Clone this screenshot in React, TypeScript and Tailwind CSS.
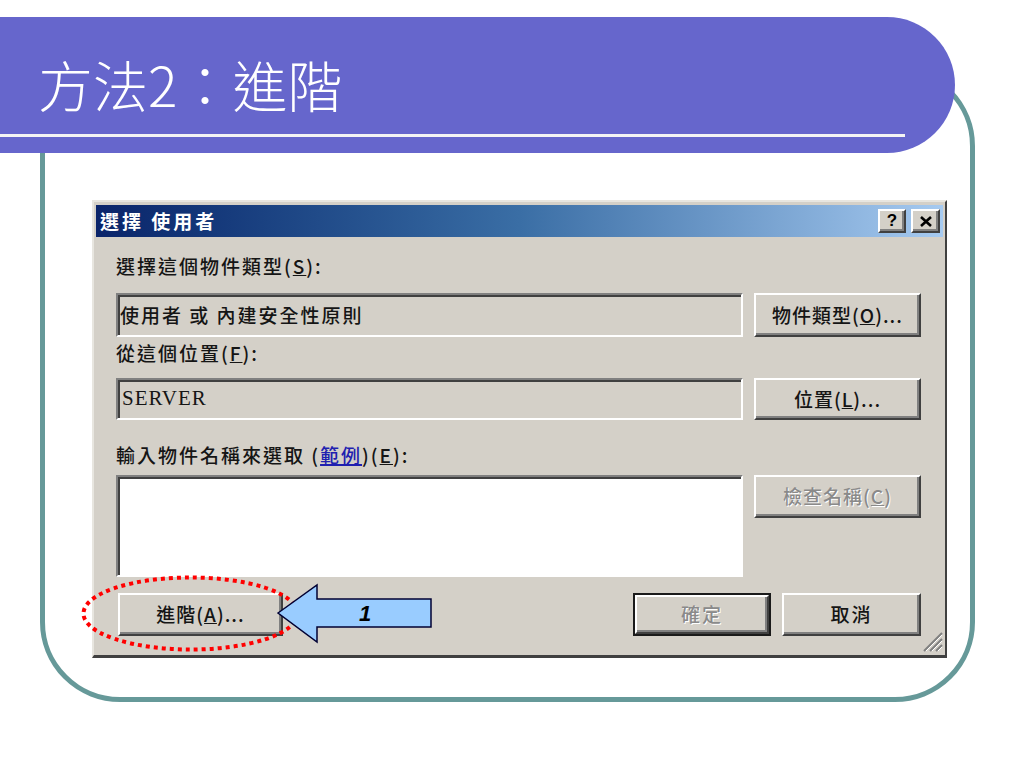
import React from "react";

const raised =
  "flex items-center justify-center bg-[#d4d0c8] border-2 border-t-[#ffffff] border-l-[#ffffff] border-r-[#404040] border-b-[#404040] shadow-[inset_-2px_-2px_0_#808080]";
const inset =
  "border-2 border-t-[#808080] border-l-[#808080] border-r-[#ffffff] border-b-[#ffffff] shadow-[inset_2px_2px_0_#404040]";
const cjk = "font-['Noto_Sans_CJK_TC','Noto_Sans_CJK_SC',sans-serif] font-medium";
const disabledText = "text-[#8a8a8a] [text-shadow:1px_1px_0_#ffffff]";

function Label({ children, className = "" }: { children: React.ReactNode; className?: string }) {
  return (
    <div className={`h-[24px] leading-[24px] text-[19px] tracking-[2px] text-[#151515] ${cjk} ${className}`}>
      {children}
    </div>
  );
}

export default function App() {
  return (
    <div className="relative w-[1024px] h-[768px] overflow-hidden bg-white pt-[17px]">
      {/* Banner */}
      <div className="relative z-10 w-[955px] h-[136px] bg-[#6666cc] rounded-r-[68px]">
        <div
          className="pl-[38px] pt-[38px] h-[94px] leading-[56px] text-[55px] text-white font-['Noto_Sans_CJK_TC','Noto_Sans_CJK_SC',sans-serif] font-light"
        >
          方法2：進階
        </div>
        <div className="mt-[23px] w-[905px] h-[3px] bg-[#f4f4f4]" />
      </div>

      {/* Teal frame */}
      <div className="ml-[40px] mt-[-87px] w-[935px] h-[636px] border-[5px] border-[#669999] rounded-[80px] pl-[47px] pt-[129px]">
        {/* Dialog */}
        <div className="relative w-[855px] h-[458px] bg-[#d4d0c8] border-2 border-t-[#e8e6e0] border-l-[#e8e6e0] border-r-[#404040] border-b-[#404040] border-b-[3px] pt-[3px] px-[2px]">
          {/* Title bar */}
          <div className="h-[32px] flex items-center justify-between pl-[4px] pr-[3px] bg-gradient-to-r from-[#0a246a] via-[#3a6ea5] to-[#a6caf0]">
            <span className="text-[19px] font-bold tracking-[3px] text-white font-['Noto_Sans_CJK_TC','Noto_Sans_CJK_SC',sans-serif]">
              選擇 使用者
            </span>
            <div className="flex gap-[5px]">
              <div className={`${raised} w-[28px] h-[24px] text-[17px] font-bold text-black font-['Liberation_Sans',sans-serif]`}>
                ?
              </div>
              <div className={`${raised} w-[29px] h-[24px]`}>
                <svg width="12" height="11" viewBox="0 0 12 11">
                  <path d="M1 1 L11 10 M11 1 L1 10" stroke="#000" strokeWidth="2.6" />
                </svg>
              </div>
            </div>
          </div>

          {/* Content */}
          <div className="pl-[20px] flex flex-col">
            <Label className="mt-[17px]">
              選擇這個物件類型(<u>S</u>):
            </Label>
            <div className="mt-[15px] flex gap-[11px] h-[44px]">
              <div className={`${inset} w-[627px] h-[44px] bg-[#d4d0c8] pl-[2px] flex items-center`}>
                <span className={`text-[19px] tracking-[2px] text-[#151515] ${cjk}`}>使用者 或 內建安全性原則</span>
              </div>
              <div className={`${raised} w-[167px] h-[44px] text-[19px] tracking-[1px] text-[#151515] ${cjk}`}>
                物件類型(<u>O</u>)...
              </div>
            </div>
            <Label className="mt-[4px]">
              從這個位置(<u>F</u>):
            </Label>
            <div className="mt-[13px] flex gap-[11px] h-[42px]">
              <div className={`${inset} w-[627px] h-[42px] bg-[#d4d0c8] pl-[4px] flex items-center`}>
                <span className="text-[21px] tracking-[1px] text-[#151515] font-['Liberation_Serif',serif]">SERVER</span>
              </div>
              <div className={`${raised} w-[167px] h-[42px] text-[19px] tracking-[1px] text-[#151515] ${cjk}`}>
                位置(<u>L</u>)...
              </div>
            </div>
            <Label className="mt-[23px]">
              輸入物件名稱來選取 (<span className="text-[#1f1fb0] underline decoration-2">範例</span>)(<u>E</u>):
            </Label>
            <div className="mt-[8px] flex gap-[11px] h-[102px] items-start">
              <div className={`${inset} w-[627px] h-[102px] bg-white`} />
              <div className={`${raised} w-[167px] h-[43px] text-[19px] tracking-[1px] ${disabledText} ${cjk}`}>
                檢查名稱(<u>C</u>)
              </div>
            </div>
            <div className="mt-[16px] flex h-[43px] w-[805px]">
              <div className={`${raised} ml-[2px] w-[165px] h-[43px] text-[19px] tracking-[1px] text-[#151515] ${cjk}`}>
                進階(<u>A</u>)...
              </div>
              <div className="flex-1" />
              <div className="w-[138px] h-[43px] border-2 border-[#1a1a1a]">
                <div className={`${raised} w-full h-full text-[19px] tracking-[2px] ${disabledText} ${cjk}`}>確定</div>
              </div>
              <div
                className={`${raised} ml-[11px] w-[139px] h-[43px] text-[19px] tracking-[2px] text-[#151515] ${cjk}`}
              >
                取消
              </div>
            </div>
          </div>

          {/* Resize grip */}
          <svg className="absolute right-[2px] bottom-[3px]" width="22" height="22" viewBox="0 0 22 22">
            <path d="M21 3 L3 21 M21 9 L9 21 M21 15 L15 21" stroke="#808080" strokeWidth="2" />
            <path d="M21 5 L5 21 M21 11 L11 21 M21 17 L17 21" stroke="#ffffff" strokeWidth="1" />
          </svg>
        </div>
      </div>

      {/* Annotations */}
      <svg className="absolute left-0 top-0 pointer-events-none" width="1024" height="768" viewBox="0 0 1024 768">
        <ellipse
          cx="190.5"
          cy="613.5"
          rx="107"
          ry="36"
          fill="none"
          stroke="#ff0000"
          strokeWidth="4"
          strokeDasharray="4 4"
        />
        <polygon
          points="278,613 317,585 317,599 431,599 431,627 317,627 317,642"
          fill="#99ccff"
          stroke="#000033"
          strokeWidth="1.5"
        />
        <text
          x="365"
          y="621"
          textAnchor="middle"
          fontFamily="Liberation Sans, Arial, sans-serif"
          fontSize="22"
          fontWeight="bold"
          fontStyle="italic"
          fill="#000"
        >
          1
        </text>
      </svg>
    </div>
  );
}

=====

From the top of the listing above, repeat each line exactly until you reach the line containing "import React from", and repeat that one too. Leave the pictures out.

Clone this screenshot in React, TypeScript and Tailwind CSS.
import React from "react";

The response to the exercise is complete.